Crystal Sanchez, Smithsonian Digital Asset Management of Time-Based Media Art (TMBA)
The DAMS team is working across the entire Smithsonian Institution with all units to talk to them about using the system. This is a diverse set of communities that run themselves as silos under the umbrella of the Smithsonian. All units have unique needs. The Time-Based Media Art (TMBA) is a a pan-institutional group, which has been discussing components of the various artworks with curators. Documentation of the working group's activities are available from their webpage.
Isabel Meyer, Smithsonian Digital Asset Management of Time-Based Media Art (TMBA)

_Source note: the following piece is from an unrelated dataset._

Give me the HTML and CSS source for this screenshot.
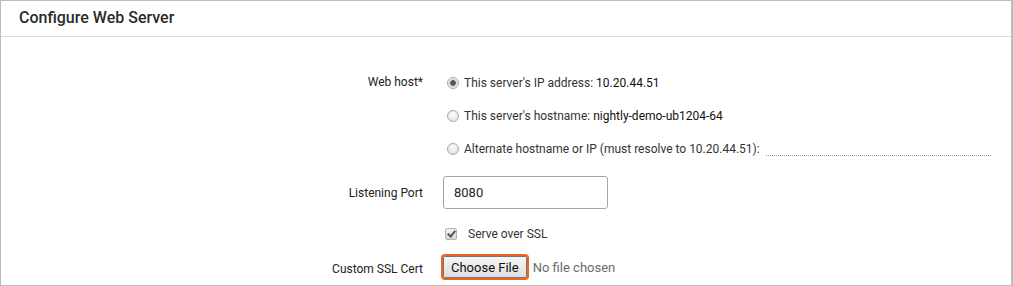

The DAMS runs in an OpenText Media Management 7.1 environment. The system has some flexibility for each unit to customize. There are several components, and many options for metadata models. None of the out-of-the-box models really worked for digital media, so they're using the one for video for now. Users can link assets to each other and set up relationships between them. There is currently 422TB of content, and the DAMS has been through two migrations. The team takes routine snapshots of the entire repository, and is constantly checking for errors.
Ben Fino-Radin, Digital Repository Manager, Museum of Modern Art (MoMA)
MoMA is focused on the conservation of software-based materials, not necessarily digital works of art. Many pieces are collected as design-based objects. They currently have 30 objects at the moment, and are also collecting video games, e.g., Tetris. The team is documenting source code, and collaborating with New York University computer science department to document executables. They are concerned with how to get something to run, and display it. They are using a repository to describe and inventory works, and thinking of ways to build a story around each piece. This work is used to help curators and conservators understand the history of a piece.
Kate Lewis, Museum of Modern Art (MoMA)
These works are very complex, and museums have really only began to grapple with these issues in the last five years.
Martina Haidvogl and Mark Hellar, San Francisco Museum of Modern Art (SFMOMA)
SFMOMA prefers the term software-based art. In 2008, sfmoma collected two web-based works, and in 2009 they began to develop a long-term preservation strategy. Software-based art is different from video because video is a finished product. They host Agent Ruby's Edream Portal, which has been moved to a virtual platform. This involves using virtualization as a preservation strategy for web-based art.